大阪で伝統構法の家づくり!・・・石場建て/木組み/土壁 ~今さらマイホーム新築

五十代も後半、自宅を再建新築。 今さら住宅ローン!建売りのローコスト住宅か…。 で、行き着いたのはやっぱり自然素材、地元の工務店。 手刻みの材木、金物をほとんど使わない躯体、美しい木組み。 間取りの打ち合わせがほぼ終わった頃、棟梁がつぶやいた。 「ホンマは石場建てがエエんやけどなぁ・・・。」 「えっ?石場建てってなんですのん?!」・・・ 家造り、伝統構法について、発信していきます。

建築確認がおりた・・・やっと!

8月22日、やっと!建築確認がおりました。
・・・ん? もう3か月も前! 我ながら、ものすごい筆無精。

建築確認申請を出したのが3/20、
石場建ての適判のための事前相談を通過したのが6/27。
適判の専門機関での審査を経て、建築確認まで5か月!
普通の家なら、とっくに建ってもう住んでいますね。

そもそも限界耐力計算による構造適合性判定(適判)が
石場建て伝統構法にはなぜ必要かについては、
2018年4月22日の記事
また、なぜそうまでして石場建て伝統構法なのかは、
2019年3月20日の記事
ものすごくかいつまんで言うと、
石場建て伝統構法は、地震に強く、耐久性が格段に高いのに、
現行の建築基準法に規定がなく、建てるには一般家屋としては特殊な
限界耐力計算による構造計算が必要ということ。

で、なぜそんなに期間が必要か・・・。

一般的な家は、普通まず構造計算なんかしないそうです。
建築基準法に則って壁量などの仕様規定を満たしていれば、
確認検査機関(建築主事)の審査を経るだけで建築確認がおりるからです。
良心的な建築会社(建築士)だと許容応力度計算をしているところもあるようですが、
構造計算判定機関の審査を経ているわけではありません。
ハウスメーカーの家は、包括的に型式適合認定を受けている場合もあります。
つまり、普通は建築確認と言っても、
一戸一戸の構造計算が審査されているわけではない・・・ということ。

それに対して、石場建て伝統構法の場合は、
建築基準法の仕様規定外の工法なので、
限界耐力計算という詳細で膨大な構造計算に基づいて設計し、
三者である構造計算判定機関の判定を経たものが、
確認検査機関(建築主事)の審査によって建築確認済証が交付されるという二段構えになっています。

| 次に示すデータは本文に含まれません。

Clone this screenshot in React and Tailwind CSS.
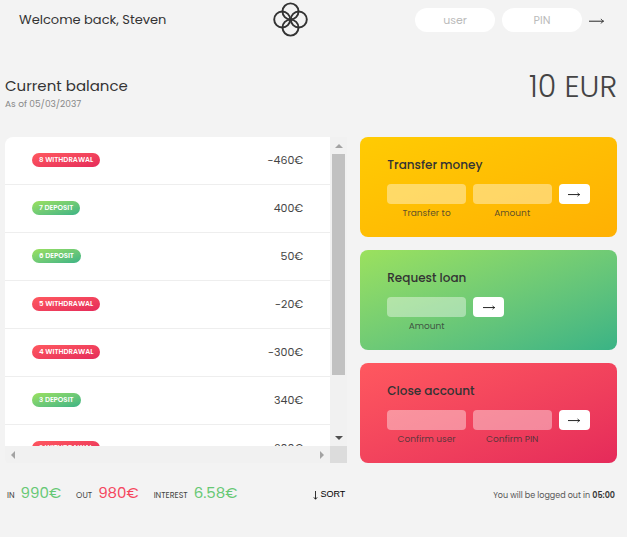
import React from 'react';

const movements = [
  { id: 8, type: 'withdrawal', value: '-460€' },
  { id: 7, type: 'deposit', value: '400€' },
  { id: 6, type: 'deposit', value: '50€' },
  { id: 5, type: 'withdrawal', value: '-20€' },
  { id: 4, type: 'withdrawal', value: '-300€' },
  { id: 3, type: 'deposit', value: '340€' },
  { id: 2, type: 'withdrawal', value: '-200€' },
];

const pillColors = {
  deposit: 'from-[#39b385] to-[#9be15d]',
  withdrawal: 'from-[#e52a5a] to-[#ff585f]',
};

function Logo() {
  return (
    <svg width="36" height="36" viewBox="0 0 36 36" fill="none" stroke="#333" strokeWidth="1.9" role="img" aria-label="Logo">
      <circle cx="17.5" cy="9.4" r="8" />
      <circle cx="17.5" cy="25.6" r="8" />
      <circle cx="9.2" cy="17.5" r="8" />
      <circle cx="25.8" cy="17.5" r="8" />
    </svg>
  );
}

function Arrow({ className }) {
  return (
    <svg className={className} viewBox="0 0 14 6" fill="none" stroke="currentColor" aria-hidden="true">
      <path d="M0 3H13.5" />
      <path d="M11.2 0.8C11.8 2 12.6 2.7 13.7 3C12.6 3.3 11.8 4 11.2 5.2" strokeWidth="0.8" />
    </svg>
  );
}

function Caret({ className, d }) {
  return (
    <svg className={className} width="8" height="8" viewBox="0 0 8 8" fill="currentColor">
      <path d={d} />
    </svg>
  );
}

function Movement({ id, type, value }) {
  return (
    <li className="flex h-12 shrink-0 items-center justify-between border-b border-[#eee] px-[27px] pb-px">
      <span className={`h-3.5 rounded-full bg-linear-to-tl px-[7px] text-[7px] leading-[14px] font-semibold text-white uppercase ${pillColors[type]}`}>
        {id} {type}
      </span>
      <span className="text-[11px]">{value}</span>
    </li>
  );
}

function Movements() {
  return (
    <section className="row-span-3 flex h-[326px] flex-col overflow-hidden rounded-tl-lg rounded-bl-sm">
      <div className="flex min-h-0 flex-1">
        <ul className="flex flex-1 flex-col overflow-hidden bg-white">
          {movements.map((m) => (
            <Movement key={m.id} {...m} />
          ))}
        </ul>
        <div className="flex w-[17px] flex-col items-center bg-[#f1f1f1]" aria-hidden="true">
          <div className="flex h-[17px] items-center text-[#a3a3a3]">
            <Caret d="M0 6L4 2L8 6Z" />
          </div>
          <div className="h-[221px] w-[13px] bg-[#c1c1c1]" />
          <div className="mt-auto flex h-[17px] items-center text-[#505050]">
            <Caret d="M0 2H8L4 6Z" />
          </div>
        </div>
      </div>
      <div className="flex h-[17px] items-center bg-[#f1f1f1] text-[#a3a3a3]" aria-hidden="true">
        <Caret className="ml-1" d="M6 0V8L2 4Z" />
        <Caret className="mr-1 ml-auto" d="M2 0V8L6 4Z" />
        <div className="h-full w-[17px] bg-[#dcdcdc]" />
      </div>
    </section>
  );
}

function Operation({ title, fields, color, name }) {
  const columns = fields.length === 1 ? 'grid-cols-[5fr_2fr_5fr]' : 'grid-cols-[5fr_5fr_2fr]';
  return (
    <section className={`h-[100px] rounded-lg bg-linear-to-tl px-[27px] pt-5 ${color}`}>
      <h2 className="text-xs leading-4 font-medium text-[#333]">{title}</h2>
      <form className={`mt-[11px] grid gap-x-[7px] ${columns}`} onSubmit={(e) => e.preventDefault()}>
        {fields.map((field, i) => (
          <div key={field} className="flex min-w-0 flex-col items-center">
            <input
              id={`${name}-${i}`}
              className="h-5 w-full rounded bg-white/40 px-1 text-center text-[10px] outline-none"
            />
            <label htmlFor={`${name}-${i}`} className="mt-0.5 text-[9px] leading-[14px] text-[#333]/80">
              {field}
            </label>
          </div>
        ))}
        <button className="flex h-5 items-center justify-center rounded bg-white text-black" aria-label={title}>
          <Arrow className="mt-0.5 w-3" />
        </button>
      </form>
    </section>
  );
}

function Summary({ label, value, color }) {
  return (
    <p className="flex items-baseline gap-1.5">
      <span className="text-[8px] uppercase">{label}</span>
      <span className={`text-[15px] leading-5 ${color}`}>{value}</span>
    </p>
  );
}

export default function App() {
  return (
    <div className="min-h-screen bg-[#f3f3f3] font-[Poppins,Inter,sans-serif] text-[#444]">
      <nav className="flex h-10 items-center justify-between pr-[23px] pl-[19px]">
        <p className="text-[13px] text-[#333]">Welcome back, Steven</p>
        <Logo />
        <form className="flex items-center gap-[7px]" onSubmit={(e) => e.preventDefault()}>
          <input
            aria-label="user"
            placeholder="user"
            className="h-6 w-20 rounded-full bg-white text-center text-[11px] outline-none placeholder:text-[#bbb]"
          />
          <input
            aria-label="PIN"
            placeholder="PIN"
            className="h-6 w-20 rounded-full bg-white text-center text-[11px] outline-none placeholder:text-[#bbb]"
          />
          <button className="text-[#333]" aria-label="Log in">
            <Arrow className="mt-0.5 w-[15px]" />
          </button>
        </form>
      </nav>

      <main className="grid grid-cols-[4fr_3fr] gap-[13px] pr-2.5 pl-[5px]">
        <header className="col-span-2 flex h-[84px] items-end justify-between">
          <div className="pb-[14px]">
            <h1 className="text-[15px] leading-6 text-[#333]">Current balance</h1>
            <p className="text-[9px] leading-3 text-[#888]">As of 05/03/2037</p>
          </div>
          <p className="pb-[17px] text-[30px] leading-10 font-light">10 EUR</p>
        </header>

        <Movements />
        <Operation
          name="transfer"
          title="Transfer money"
          fields={['Transfer to', 'Amount']}
          color="from-[#ffb003] to-[#ffcb03]"
        />
        <Operation name="loan" title="Request loan" fields={['Amount']} color="from-[#39b385] to-[#9be15d]" />
        <Operation
          name="close"
          title="Close account"
          fields={['Confirm user', 'Confirm PIN']}
          color="from-[#e52a5a] to-[#ff585f]"
        />

        <footer className="flex items-center justify-between pt-[7px] pr-0.5 pl-0.5">
          <div className="flex gap-[15px]">
            <Summary label="In" value="990€" color="text-[#66c873]" />
            <Summary label="Out" value="980€" color="text-[#f5465d]" />
            <Summary label="Interest" value="6.58€" color="text-[#66c873]" />
          </div>
          <button className="mt-1 flex items-center gap-0.5 font-['Liberation_Sans',Arial,sans-serif] text-[9px] text-black">
            <svg width="5" height="9" viewBox="0 0 5 9" fill="none" stroke="currentColor" strokeWidth="0.8" aria-hidden="true">
              <path d="M2.5 0V8M0.8 6.3L2.5 8.3L4.2 6.3" />
            </svg>
            SORT
          </button>
        </footer>
        <p className="pt-[14px] pr-0.5 text-right text-[8px] leading-3 text-[#555]">
          You will be logged out in <span className="font-semibold text-[#333]">05:00</span>
        </p>
      </main>
    </div>
  );
}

つまり、まずは事前相談/審査で質疑応答を重ねて申請書類を作成、
それを以て本申請の後も質疑書や追加説明書などのやり取りを経て適判通知書が交付され、
さらにそれを以て建築確認申請書との整合性が確認されて、
ようやく建築確認済証が交付となるわけです。
この家固有の構造について計算され、複数の審査を経ているので、信頼度が格段なのです。


と調べながら書いている本人も、分かったような分からんような・・・。
ともかく一般の家の建築確認に必要な書類の3~4倍はあろうかという
分厚い書類ファイルを棟梁に見せてもらい、これだけ長期間に渡ったのも納得です。

しかも日伸建設の場合は、
設計専門の建築士事務所が設計し工務店に工事を任せるのではなく、
日伸建設の棟梁自身が構造計算し、建築士や判定/検査機関と協議し手続きしているのです。
しかも、他の家を建てながら!

この苦労は、並大抵のものではありません。
そして、設計・構造計算している本人が、自分で材木を選び手刻みし、建てるのです。
その間、施主である私たちは、
棟梁をして「千本ノック!」と言わしめたほどいろんな要望を出させていただき、
それに棟梁は嫌な顔ひとつせず真摯に向き合ってくださいました。

これまでのご苦労と頑張りに、言葉も見当たらないほど感謝しています。
お疲れさまでした・・・というか、
まだやっと設計ができあがった段階で、建て始めるどころか、材木の墨付け手刻みはこれから。
さっそく、5か月間を目途に取り掛かってくださっているところです。

ということは、建て方が始まるのは年を越して1月?!
そう、採寸加工というだけでも、普通の家と比べて圧倒的に材木は多いし大きいのです。
でもこうして3年がかりで建てる我が家。
まだまだかかるけど、かかればかかるほど思い入れも深まるというものです。